-- start Recorded data --

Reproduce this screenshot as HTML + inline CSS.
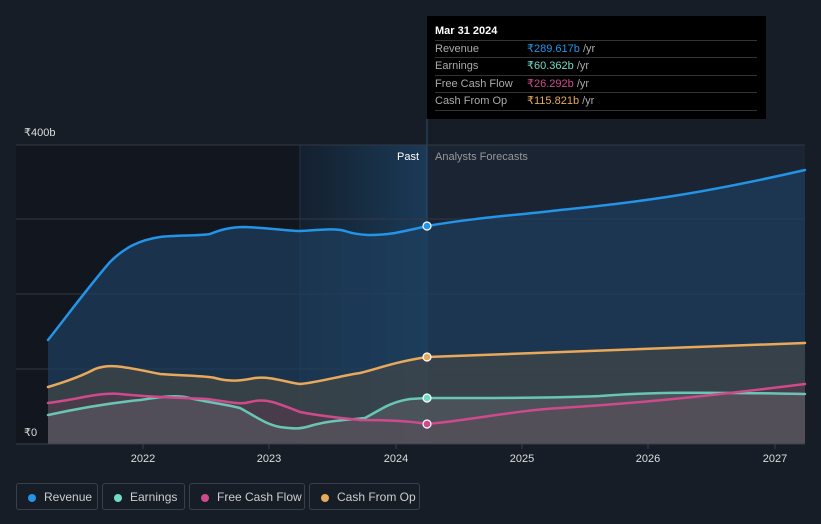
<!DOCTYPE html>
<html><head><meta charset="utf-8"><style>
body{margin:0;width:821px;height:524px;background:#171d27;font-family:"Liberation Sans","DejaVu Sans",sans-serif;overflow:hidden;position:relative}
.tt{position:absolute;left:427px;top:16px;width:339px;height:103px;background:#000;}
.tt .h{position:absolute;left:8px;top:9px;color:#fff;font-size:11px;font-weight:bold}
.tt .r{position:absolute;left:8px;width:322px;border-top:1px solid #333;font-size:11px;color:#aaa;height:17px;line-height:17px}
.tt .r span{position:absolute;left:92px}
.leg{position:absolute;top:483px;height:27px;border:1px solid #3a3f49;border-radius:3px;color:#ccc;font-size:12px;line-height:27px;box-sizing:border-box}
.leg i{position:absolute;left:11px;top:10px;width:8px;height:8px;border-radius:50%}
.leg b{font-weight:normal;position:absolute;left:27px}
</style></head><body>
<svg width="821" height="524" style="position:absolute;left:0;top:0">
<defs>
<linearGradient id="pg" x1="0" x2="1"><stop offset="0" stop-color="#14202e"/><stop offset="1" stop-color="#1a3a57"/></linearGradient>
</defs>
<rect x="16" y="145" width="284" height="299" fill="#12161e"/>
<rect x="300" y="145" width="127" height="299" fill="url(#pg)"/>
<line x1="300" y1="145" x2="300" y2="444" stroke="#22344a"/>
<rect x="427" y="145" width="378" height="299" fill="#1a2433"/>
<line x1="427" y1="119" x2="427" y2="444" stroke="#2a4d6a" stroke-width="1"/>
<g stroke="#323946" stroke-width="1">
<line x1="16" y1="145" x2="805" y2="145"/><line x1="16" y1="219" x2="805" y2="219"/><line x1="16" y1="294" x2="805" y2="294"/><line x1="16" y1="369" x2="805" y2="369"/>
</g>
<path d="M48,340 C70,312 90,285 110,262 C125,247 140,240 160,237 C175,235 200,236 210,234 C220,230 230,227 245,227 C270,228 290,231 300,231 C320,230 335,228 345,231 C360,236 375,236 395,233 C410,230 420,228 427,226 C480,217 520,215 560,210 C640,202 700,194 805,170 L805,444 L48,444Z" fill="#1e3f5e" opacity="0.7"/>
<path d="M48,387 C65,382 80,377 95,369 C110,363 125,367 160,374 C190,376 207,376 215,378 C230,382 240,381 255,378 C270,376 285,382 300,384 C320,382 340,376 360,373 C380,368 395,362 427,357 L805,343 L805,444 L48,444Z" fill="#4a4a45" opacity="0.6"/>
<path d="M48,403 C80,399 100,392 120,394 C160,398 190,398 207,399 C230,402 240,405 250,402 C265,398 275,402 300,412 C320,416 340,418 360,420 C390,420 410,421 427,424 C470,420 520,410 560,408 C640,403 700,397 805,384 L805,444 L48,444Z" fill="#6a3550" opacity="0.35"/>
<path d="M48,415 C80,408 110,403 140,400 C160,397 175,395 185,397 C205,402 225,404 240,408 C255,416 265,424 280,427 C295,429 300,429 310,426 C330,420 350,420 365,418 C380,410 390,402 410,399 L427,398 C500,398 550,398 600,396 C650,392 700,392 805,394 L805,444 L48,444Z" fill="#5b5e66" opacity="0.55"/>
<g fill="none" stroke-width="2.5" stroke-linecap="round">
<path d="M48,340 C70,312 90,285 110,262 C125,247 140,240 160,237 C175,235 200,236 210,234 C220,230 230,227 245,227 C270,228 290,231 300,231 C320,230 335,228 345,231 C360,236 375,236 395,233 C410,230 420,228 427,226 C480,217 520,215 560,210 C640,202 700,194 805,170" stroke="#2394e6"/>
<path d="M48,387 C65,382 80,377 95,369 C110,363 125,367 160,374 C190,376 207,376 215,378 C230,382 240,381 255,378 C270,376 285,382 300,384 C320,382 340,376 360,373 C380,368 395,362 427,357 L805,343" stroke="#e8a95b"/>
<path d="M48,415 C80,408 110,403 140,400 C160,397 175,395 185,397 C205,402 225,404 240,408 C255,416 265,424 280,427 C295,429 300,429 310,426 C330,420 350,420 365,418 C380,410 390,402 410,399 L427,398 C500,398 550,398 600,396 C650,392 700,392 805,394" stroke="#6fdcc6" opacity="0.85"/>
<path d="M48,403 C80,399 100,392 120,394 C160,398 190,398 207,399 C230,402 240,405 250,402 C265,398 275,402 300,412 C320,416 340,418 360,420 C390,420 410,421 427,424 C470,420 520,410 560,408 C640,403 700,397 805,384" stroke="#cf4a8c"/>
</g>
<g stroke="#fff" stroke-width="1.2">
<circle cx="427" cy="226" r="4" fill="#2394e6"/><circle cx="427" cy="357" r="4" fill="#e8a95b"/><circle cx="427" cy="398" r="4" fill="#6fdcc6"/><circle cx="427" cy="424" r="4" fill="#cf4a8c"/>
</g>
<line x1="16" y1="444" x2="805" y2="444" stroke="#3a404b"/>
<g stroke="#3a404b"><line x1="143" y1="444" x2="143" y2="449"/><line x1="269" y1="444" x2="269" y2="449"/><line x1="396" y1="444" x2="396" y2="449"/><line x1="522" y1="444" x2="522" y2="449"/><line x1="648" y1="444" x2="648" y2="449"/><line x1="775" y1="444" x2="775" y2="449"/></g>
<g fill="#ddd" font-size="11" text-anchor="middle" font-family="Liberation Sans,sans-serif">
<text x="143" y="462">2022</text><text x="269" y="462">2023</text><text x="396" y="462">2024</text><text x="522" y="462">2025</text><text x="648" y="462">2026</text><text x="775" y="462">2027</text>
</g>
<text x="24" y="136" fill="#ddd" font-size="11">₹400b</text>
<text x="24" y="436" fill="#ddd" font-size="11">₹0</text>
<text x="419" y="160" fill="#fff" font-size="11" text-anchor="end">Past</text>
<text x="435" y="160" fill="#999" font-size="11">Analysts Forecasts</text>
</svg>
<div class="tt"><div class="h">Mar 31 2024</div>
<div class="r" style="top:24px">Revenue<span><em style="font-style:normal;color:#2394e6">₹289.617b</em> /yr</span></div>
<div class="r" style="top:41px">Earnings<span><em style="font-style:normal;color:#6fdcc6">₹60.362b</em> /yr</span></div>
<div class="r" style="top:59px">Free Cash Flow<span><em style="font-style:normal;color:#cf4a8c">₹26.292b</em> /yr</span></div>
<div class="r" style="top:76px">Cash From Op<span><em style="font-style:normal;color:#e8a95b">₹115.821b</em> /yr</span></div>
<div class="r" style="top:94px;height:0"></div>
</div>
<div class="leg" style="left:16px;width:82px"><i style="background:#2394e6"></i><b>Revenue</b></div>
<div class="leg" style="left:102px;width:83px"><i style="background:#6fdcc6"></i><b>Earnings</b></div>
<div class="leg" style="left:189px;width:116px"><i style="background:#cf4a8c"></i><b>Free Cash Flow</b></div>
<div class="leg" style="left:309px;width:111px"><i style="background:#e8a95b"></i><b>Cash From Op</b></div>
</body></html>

-- end Recorded data --

*Problem*. Repeat the material verbatim. Do not carry over any picture.

*Response to this exercise*.
Reproduce this screenshot as HTML + inline CSS.
<!DOCTYPE html>
<html><head><meta charset="utf-8"><style>
body{margin:0;width:821px;height:524px;background:#171d27;font-family:"Liberation Sans","DejaVu Sans",sans-serif;overflow:hidden;position:relative}
.tt{position:absolute;left:427px;top:16px;width:339px;height:103px;background:#000;}
.tt .h{position:absolute;left:8px;top:9px;color:#fff;font-size:11px;font-weight:bold}
.tt .r{position:absolute;left:8px;width:322px;border-top:1px solid #333;font-size:11px;color:#aaa;height:17px;line-height:17px}
.tt .r span{position:absolute;left:92px}
.leg{position:absolute;top:483px;height:27px;border:1px solid #3a3f49;border-radius:3px;color:#ccc;font-size:12px;line-height:27px;box-sizing:border-box}
.leg i{position:absolute;left:11px;top:10px;width:8px;height:8px;border-radius:50%}
.leg b{font-weight:normal;position:absolute;left:27px}
</style></head><body>
<svg width="821" height="524" style="position:absolute;left:0;top:0">
<defs>
<linearGradient id="pg" x1="0" x2="1"><stop offset="0" stop-color="#14202e"/><stop offset="1" stop-color="#1a3a57"/></linearGradient>
</defs>
<rect x="16" y="145" width="284" height="299" fill="#12161e"/>
<rect x="300" y="145" width="127" height="299" fill="url(#pg)"/>
<line x1="300" y1="145" x2="300" y2="444" stroke="#22344a"/>
<rect x="427" y="145" width="378" height="299" fill="#1a2433"/>
<line x1="427" y1="119" x2="427" y2="444" stroke="#2a4d6a" stroke-width="1"/>
<g stroke="#323946" stroke-width="1">
<line x1="16" y1="145" x2="805" y2="145"/><line x1="16" y1="219" x2="805" y2="219"/><line x1="16" y1="294" x2="805" y2="294"/><line x1="16" y1="369" x2="805" y2="369"/>
</g>
<path d="M48,340 C70,312 90,285 110,262 C125,247 140,240 160,237 C175,235 200,236 210,234 C220,230 230,227 245,227 C270,228 290,231 300,231 C320,230 335,228 345,231 C360,236 375,236 395,233 C410,230 420,228 427,226 C480,217 520,215 560,210 C640,202 700,194 805,170 L805,444 L48,444Z" fill="#1e3f5e" opacity="0.7"/>
<path d="M48,387 C65,382 80,377 95,369 C110,363 125,367 160,374 C190,376 207,376 215,378 C230,382 240,381 255,378 C270,376 285,382 300,384 C320,382 340,376 360,373 C380,368 395,362 427,357 L805,343 L805,444 L48,444Z" fill="#4a4a45" opacity="0.6"/>
<path d="M48,403 C80,399 100,392 120,394 C160,398 190,398 207,399 C230,402 240,405 250,402 C265,398 275,402 300,412 C320,416 340,418 360,420 C390,420 410,421 427,424 C470,420 520,410 560,408 C640,403 700,397 805,384 L805,444 L48,444Z" fill="#6a3550" opacity="0.35"/>
<path d="M48,415 C80,408 110,403 140,400 C160,397 175,395 185,397 C205,402 225,404 240,408 C255,416 265,424 280,427 C295,429 300,429 310,426 C330,420 350,420 365,418 C380,410 390,402 410,399 L427,398 C500,398 550,398 600,396 C650,392 700,392 805,394 L805,444 L48,444Z" fill="#5b5e66" opacity="0.55"/>
<g fill="none" stroke-width="2.5" stroke-linecap="round">
<path d="M48,340 C70,312 90,285 110,262 C125,247 140,240 160,237 C175,235 200,236 210,234 C220,230 230,227 245,227 C270,228 290,231 300,231 C320,230 335,228 345,231 C360,236 375,236 395,233 C410,230 420,228 427,226 C480,217 520,215 560,210 C640,202 700,194 805,170" stroke="#2394e6"/>
<path d="M48,387 C65,382 80,377 95,369 C110,363 125,367 160,374 C190,376 207,376 215,378 C230,382 240,381 255,378 C270,376 285,382 300,384 C320,382 340,376 360,373 C380,368 395,362 427,357 L805,343" stroke="#e8a95b"/>
<path d="M48,415 C80,408 110,403 140,400 C160,397 175,395 185,397 C205,402 225,404 240,408 C255,416 265,424 280,427 C295,429 300,429 310,426 C330,420 350,420 365,418 C380,410 390,402 410,399 L427,398 C500,398 550,398 600,396 C650,392 700,392 805,394" stroke="#6fdcc6" opacity="0.85"/>
<path d="M48,403 C80,399 100,392 120,394 C160,398 190,398 207,399 C230,402 240,405 250,402 C265,398 275,402 300,412 C320,416 340,418 360,420 C390,420 410,421 427,424 C470,420 520,410 560,408 C640,403 700,397 805,384" stroke="#cf4a8c"/>
</g>
<g stroke="#fff" stroke-width="1.2">
<circle cx="427" cy="226" r="4" fill="#2394e6"/><circle cx="427" cy="357" r="4" fill="#e8a95b"/><circle cx="427" cy="398" r="4" fill="#6fdcc6"/><circle cx="427" cy="424" r="4" fill="#cf4a8c"/>
</g>
<line x1="16" y1="444" x2="805" y2="444" stroke="#3a404b"/>
<g stroke="#3a404b"><line x1="143" y1="444" x2="143" y2="449"/><line x1="269" y1="444" x2="269" y2="449"/><line x1="396" y1="444" x2="396" y2="449"/><line x1="522" y1="444" x2="522" y2="449"/><line x1="648" y1="444" x2="648" y2="449"/><line x1="775" y1="444" x2="775" y2="449"/></g>
<g fill="#ddd" font-size="11" text-anchor="middle" font-family="Liberation Sans,sans-serif">
<text x="143" y="462">2022</text><text x="269" y="462">2023</text><text x="396" y="462">2024</text><text x="522" y="462">2025</text><text x="648" y="462">2026</text><text x="775" y="462">2027</text>
</g>
<text x="24" y="136" fill="#ddd" font-size="11">₹400b</text>
<text x="24" y="436" fill="#ddd" font-size="11">₹0</text>
<text x="419" y="160" fill="#fff" font-size="11" text-anchor="end">Past</text>
<text x="435" y="160" fill="#999" font-size="11">Analysts Forecasts</text>
</svg>
<div class="tt"><div class="h">Mar 31 2024</div>
<div class="r" style="top:24px">Revenue<span><em style="font-style:normal;color:#2394e6">₹289.617b</em> /yr</span></div>
<div class="r" style="top:41px">Earnings<span><em style="font-style:normal;color:#6fdcc6">₹60.362b</em> /yr</span></div>
<div class="r" style="top:59px">Free Cash Flow<span><em style="font-style:normal;color:#cf4a8c">₹26.292b</em> /yr</span></div>
<div class="r" style="top:76px">Cash From Op<span><em style="font-style:normal;color:#e8a95b">₹115.821b</em> /yr</span></div>
<div class="r" style="top:94px;height:0"></div>
</div>
<div class="leg" style="left:16px;width:82px"><i style="background:#2394e6"></i><b>Revenue</b></div>
<div class="leg" style="left:102px;width:83px"><i style="background:#6fdcc6"></i><b>Earnings</b></div>
<div class="leg" style="left:189px;width:116px"><i style="background:#cf4a8c"></i><b>Free Cash Flow</b></div>
<div class="leg" style="left:309px;width:111px"><i style="background:#e8a95b"></i><b>Cash From Op</b></div>
</body></html>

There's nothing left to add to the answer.